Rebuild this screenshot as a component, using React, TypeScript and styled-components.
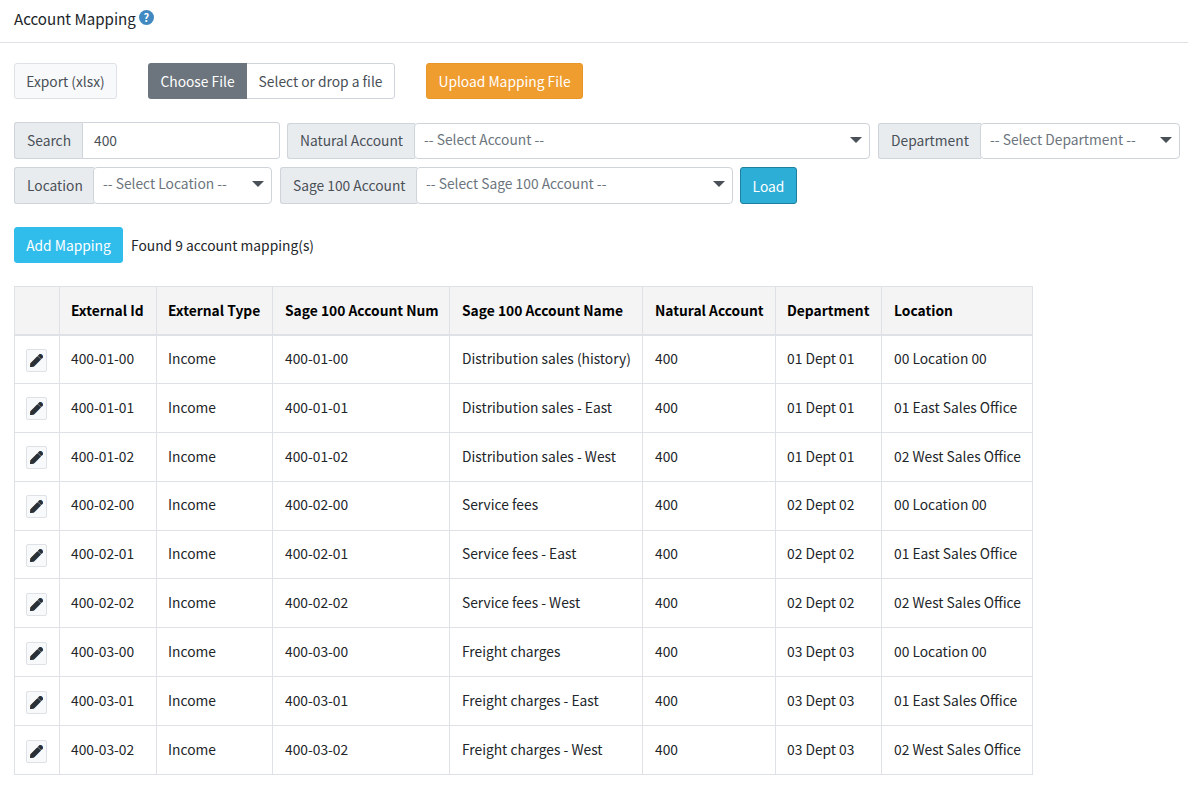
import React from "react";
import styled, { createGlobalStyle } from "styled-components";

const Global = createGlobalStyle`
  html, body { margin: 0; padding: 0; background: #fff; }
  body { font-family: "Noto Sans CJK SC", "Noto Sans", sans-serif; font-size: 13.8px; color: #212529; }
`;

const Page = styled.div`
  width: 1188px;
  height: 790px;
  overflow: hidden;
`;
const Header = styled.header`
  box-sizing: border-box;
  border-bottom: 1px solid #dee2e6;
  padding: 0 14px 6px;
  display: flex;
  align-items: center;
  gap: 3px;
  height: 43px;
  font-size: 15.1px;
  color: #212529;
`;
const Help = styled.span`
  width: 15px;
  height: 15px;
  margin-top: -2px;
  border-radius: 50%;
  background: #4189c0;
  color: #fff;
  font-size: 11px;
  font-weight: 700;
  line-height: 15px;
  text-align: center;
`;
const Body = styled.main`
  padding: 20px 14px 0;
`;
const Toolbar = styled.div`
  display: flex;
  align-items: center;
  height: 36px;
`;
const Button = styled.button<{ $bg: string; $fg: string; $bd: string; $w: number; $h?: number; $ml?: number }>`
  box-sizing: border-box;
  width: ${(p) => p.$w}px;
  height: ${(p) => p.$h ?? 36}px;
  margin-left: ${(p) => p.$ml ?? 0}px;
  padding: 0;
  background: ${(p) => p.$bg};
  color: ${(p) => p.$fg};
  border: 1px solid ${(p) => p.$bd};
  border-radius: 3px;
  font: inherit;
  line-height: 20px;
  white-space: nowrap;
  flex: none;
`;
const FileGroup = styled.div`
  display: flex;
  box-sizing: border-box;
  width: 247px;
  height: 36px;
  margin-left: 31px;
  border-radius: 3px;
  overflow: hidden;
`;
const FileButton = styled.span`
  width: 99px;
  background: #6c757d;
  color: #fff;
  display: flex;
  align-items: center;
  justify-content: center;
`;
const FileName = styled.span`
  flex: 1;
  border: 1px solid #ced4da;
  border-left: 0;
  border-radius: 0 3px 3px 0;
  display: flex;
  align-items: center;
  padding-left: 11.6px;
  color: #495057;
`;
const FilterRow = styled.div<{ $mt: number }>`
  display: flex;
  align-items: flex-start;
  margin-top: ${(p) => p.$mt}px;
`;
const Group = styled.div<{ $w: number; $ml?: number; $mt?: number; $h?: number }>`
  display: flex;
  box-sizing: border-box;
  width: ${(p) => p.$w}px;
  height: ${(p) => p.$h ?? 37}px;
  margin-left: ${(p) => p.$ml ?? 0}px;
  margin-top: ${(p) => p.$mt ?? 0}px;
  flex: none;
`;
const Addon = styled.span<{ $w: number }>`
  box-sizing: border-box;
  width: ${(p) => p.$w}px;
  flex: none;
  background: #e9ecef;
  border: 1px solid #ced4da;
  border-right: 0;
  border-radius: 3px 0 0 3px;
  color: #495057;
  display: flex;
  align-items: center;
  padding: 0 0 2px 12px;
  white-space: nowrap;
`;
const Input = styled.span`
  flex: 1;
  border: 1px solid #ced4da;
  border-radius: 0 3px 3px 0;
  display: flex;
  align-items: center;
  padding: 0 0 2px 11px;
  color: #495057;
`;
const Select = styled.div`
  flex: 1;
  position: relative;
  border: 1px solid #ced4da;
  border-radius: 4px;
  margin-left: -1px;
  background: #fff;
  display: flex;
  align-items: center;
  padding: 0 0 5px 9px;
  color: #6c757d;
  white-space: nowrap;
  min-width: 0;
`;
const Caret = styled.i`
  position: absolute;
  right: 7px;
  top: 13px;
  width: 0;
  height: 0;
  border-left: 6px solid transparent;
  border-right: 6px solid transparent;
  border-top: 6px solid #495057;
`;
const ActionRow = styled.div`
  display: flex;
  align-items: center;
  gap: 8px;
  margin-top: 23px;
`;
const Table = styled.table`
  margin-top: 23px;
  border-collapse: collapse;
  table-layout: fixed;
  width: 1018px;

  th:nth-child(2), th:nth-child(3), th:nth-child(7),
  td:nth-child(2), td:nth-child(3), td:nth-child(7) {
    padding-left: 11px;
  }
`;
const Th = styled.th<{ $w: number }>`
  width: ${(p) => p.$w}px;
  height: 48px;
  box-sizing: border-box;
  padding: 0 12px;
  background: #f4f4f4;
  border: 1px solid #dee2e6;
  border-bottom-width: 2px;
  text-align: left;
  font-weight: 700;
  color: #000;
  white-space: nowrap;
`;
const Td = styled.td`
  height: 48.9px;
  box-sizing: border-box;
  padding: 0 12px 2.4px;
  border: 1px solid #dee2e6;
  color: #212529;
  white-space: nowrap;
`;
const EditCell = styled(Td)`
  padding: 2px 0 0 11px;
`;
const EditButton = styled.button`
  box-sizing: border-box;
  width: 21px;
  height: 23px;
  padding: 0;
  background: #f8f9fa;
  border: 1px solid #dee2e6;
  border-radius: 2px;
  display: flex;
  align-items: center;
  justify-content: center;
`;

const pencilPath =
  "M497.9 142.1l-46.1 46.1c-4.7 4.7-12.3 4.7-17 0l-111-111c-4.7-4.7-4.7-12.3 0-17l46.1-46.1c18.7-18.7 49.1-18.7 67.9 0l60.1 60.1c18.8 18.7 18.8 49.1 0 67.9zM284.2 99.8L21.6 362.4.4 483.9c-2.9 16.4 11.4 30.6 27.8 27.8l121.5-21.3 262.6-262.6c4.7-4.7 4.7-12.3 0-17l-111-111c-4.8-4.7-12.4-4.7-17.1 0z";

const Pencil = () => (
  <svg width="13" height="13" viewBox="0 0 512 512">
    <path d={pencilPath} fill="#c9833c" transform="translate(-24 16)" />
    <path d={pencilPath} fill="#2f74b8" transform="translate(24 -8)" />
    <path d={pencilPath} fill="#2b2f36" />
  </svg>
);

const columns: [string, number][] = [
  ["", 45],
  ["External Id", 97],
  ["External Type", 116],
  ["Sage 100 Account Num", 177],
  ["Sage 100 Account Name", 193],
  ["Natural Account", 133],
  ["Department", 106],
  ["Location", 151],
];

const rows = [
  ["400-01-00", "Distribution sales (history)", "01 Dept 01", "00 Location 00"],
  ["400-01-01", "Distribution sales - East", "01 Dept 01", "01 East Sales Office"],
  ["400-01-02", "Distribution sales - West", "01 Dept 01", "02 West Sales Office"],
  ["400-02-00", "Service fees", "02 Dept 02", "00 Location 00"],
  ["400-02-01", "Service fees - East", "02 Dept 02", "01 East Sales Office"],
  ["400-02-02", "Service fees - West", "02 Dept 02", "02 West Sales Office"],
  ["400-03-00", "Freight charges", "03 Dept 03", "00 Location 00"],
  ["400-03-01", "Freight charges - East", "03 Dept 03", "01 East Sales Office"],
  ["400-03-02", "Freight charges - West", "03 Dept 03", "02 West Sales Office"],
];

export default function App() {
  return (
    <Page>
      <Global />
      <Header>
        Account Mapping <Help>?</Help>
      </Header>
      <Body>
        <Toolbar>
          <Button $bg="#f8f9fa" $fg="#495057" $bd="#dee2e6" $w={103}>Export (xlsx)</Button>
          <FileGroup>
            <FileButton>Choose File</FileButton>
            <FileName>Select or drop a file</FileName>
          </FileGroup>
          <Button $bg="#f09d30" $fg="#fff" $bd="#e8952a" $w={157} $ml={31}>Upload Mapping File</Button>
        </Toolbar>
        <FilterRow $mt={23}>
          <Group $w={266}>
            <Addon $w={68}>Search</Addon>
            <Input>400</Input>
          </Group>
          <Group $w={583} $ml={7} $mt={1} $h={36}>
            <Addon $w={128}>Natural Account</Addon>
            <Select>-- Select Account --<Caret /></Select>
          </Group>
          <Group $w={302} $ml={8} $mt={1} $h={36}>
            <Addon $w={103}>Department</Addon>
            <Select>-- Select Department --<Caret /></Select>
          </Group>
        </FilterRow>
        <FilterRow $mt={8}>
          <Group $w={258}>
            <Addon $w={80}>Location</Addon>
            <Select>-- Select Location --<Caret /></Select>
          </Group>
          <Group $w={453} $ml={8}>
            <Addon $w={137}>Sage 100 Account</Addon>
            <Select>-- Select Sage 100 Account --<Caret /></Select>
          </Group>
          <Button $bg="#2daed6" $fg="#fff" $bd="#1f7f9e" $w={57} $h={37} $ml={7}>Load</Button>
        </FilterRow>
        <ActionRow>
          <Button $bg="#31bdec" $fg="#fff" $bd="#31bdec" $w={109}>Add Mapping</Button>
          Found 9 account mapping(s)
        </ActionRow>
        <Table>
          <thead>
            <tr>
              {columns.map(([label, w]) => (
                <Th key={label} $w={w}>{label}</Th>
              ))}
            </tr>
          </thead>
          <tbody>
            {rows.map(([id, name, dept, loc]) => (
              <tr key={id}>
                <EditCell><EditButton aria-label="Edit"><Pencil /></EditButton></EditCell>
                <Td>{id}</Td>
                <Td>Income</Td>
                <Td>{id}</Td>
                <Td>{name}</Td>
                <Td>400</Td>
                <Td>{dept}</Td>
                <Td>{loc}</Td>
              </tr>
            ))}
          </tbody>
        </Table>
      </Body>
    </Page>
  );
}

Required work - Check each line above for the string "components", then copy the ones that have it.

Answer to this problem -
Rebuild this screenshot as a component, using React, TypeScript and styled-components.
import styled, { createGlobalStyle } from "styled-components";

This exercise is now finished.